Spitzmuller and other researchers surveyed 720 former employees of the oil and natural gas industry and found that only one-in-four unemployed energy workers found jobs in another industries after oil prices fell, meaning that most of the former employees are no longer working.

“Under the right economic and regulatory conditions, there still remains tremendous potential in America’s oil and natural gas industry,” Neal Kirby, a spokesperson for the Independent Petroleum Association of America, told The Daily Caller News Foundation. “With the markets beginning to turn around and with rigs being added to the shale patch again, we anticipate companies will begin to hire back more hardworking men and women that help power our modern, energy-driven economy.”

Kirby noted that oil and natural gas development takes a long time to plan and implement.
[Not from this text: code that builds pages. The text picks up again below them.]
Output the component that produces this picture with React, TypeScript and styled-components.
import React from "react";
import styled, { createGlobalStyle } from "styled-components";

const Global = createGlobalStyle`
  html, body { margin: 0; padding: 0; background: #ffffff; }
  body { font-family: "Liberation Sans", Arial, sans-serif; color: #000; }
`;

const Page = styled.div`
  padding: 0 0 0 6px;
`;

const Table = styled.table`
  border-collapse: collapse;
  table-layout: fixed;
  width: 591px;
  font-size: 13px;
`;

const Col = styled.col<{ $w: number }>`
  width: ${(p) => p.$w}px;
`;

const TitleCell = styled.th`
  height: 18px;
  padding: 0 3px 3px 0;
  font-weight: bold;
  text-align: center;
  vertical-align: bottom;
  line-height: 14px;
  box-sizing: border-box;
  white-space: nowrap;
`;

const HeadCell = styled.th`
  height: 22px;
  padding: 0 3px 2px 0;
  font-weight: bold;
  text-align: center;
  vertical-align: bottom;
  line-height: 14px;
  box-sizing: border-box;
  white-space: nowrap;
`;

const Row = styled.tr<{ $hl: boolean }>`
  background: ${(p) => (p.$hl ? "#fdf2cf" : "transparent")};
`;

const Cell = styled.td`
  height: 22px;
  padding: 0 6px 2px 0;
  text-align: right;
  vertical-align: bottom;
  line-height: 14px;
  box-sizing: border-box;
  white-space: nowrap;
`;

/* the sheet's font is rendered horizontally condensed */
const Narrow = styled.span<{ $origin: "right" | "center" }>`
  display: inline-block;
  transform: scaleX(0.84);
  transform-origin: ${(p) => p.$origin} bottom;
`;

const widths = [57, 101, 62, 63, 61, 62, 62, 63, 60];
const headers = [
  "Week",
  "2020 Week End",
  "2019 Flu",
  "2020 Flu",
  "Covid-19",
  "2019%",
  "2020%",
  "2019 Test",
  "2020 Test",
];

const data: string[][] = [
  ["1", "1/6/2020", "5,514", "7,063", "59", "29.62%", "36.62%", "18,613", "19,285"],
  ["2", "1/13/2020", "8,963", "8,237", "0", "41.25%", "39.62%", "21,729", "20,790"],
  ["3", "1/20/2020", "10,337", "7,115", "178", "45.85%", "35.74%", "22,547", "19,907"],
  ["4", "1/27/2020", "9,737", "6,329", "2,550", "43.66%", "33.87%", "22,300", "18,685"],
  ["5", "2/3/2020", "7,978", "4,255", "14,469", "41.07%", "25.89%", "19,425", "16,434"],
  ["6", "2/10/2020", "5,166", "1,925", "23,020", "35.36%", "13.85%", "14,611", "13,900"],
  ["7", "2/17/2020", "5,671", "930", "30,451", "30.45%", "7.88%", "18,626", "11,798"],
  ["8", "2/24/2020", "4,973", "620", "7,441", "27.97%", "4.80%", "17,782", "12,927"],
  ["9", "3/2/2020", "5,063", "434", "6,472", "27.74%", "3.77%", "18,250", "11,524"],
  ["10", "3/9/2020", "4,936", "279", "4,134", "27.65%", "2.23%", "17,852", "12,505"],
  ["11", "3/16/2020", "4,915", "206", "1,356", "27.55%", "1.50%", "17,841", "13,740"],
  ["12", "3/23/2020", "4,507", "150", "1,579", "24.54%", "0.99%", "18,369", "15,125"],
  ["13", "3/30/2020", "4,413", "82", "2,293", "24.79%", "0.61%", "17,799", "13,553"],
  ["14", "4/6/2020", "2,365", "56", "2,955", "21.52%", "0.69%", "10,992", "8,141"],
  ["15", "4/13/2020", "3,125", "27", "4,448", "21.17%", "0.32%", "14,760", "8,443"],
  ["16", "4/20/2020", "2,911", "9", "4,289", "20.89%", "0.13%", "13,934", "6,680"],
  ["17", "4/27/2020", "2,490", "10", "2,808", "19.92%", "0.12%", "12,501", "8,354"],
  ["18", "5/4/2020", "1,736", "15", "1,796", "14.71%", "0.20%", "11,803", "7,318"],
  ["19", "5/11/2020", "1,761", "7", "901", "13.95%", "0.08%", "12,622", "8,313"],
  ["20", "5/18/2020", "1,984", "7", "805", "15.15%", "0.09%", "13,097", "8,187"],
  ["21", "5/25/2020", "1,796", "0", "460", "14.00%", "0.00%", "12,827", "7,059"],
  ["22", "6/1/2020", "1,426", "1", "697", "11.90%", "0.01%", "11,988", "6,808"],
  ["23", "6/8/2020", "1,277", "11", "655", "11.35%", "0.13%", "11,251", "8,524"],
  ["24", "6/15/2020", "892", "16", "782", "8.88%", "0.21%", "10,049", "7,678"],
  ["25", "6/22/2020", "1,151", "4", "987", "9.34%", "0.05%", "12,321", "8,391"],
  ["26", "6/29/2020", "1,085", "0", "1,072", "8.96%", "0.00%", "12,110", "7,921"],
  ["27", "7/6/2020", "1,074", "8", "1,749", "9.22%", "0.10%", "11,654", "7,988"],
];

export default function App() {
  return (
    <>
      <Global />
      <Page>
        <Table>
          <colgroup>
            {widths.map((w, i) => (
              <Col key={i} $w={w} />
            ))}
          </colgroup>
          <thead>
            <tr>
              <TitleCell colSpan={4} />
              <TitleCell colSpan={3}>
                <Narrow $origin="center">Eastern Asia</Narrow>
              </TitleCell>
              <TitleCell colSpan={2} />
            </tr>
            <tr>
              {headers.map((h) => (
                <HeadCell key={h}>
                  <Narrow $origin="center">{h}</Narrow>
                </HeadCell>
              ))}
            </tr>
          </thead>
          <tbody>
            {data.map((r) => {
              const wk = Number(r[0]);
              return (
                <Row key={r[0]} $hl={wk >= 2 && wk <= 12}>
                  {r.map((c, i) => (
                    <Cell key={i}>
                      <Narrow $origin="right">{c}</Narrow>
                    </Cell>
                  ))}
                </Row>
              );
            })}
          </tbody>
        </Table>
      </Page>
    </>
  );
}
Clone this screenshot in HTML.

It can take as long as five years to go from an initial business plan to actual oil or natural gas production from a rig, requiring prospective companies to exercise caution and have access to accurate projections.

New oil and natural gas extraction methods using hydraulic fracturing, or “fracking,” already created an estimated 1.7 million jobs and will likely create a total of 3.5 million by 2035, but Obama’s opposition to the process, and low oil prices more generally, are likely suppressing potential job creation.

If environmentalists had successfully banned fracking in 2017, an estimated 3.9 million jobs would instantly disappear due to indirect effects, rising to 14.8 million jobs lost by 2022, according a report by the U.S. Chamber of Commerce.

Opening federal lands to natural gas, oil, and other drilling would create 2.7 million jobs and add $663 billion to the economy each year for the next 30 years, according to a new study published last December by Louisiana State University and the free market Institute for Energy Research (IER).  More than 75 percent of the jobs would be in high-wage, high-skill employment, and many would be “support” jobs outside the energy industry.

Opening up the Arctic National Wildlife Refuge’s (ANWR) oil reserves would create an estimated 736,000 new American jobs, according to economic analysis. Studies by industry groups estimate that offshore drilling would create 840,000 American jobs and nearly $200 billion in revenue for the government by 2035.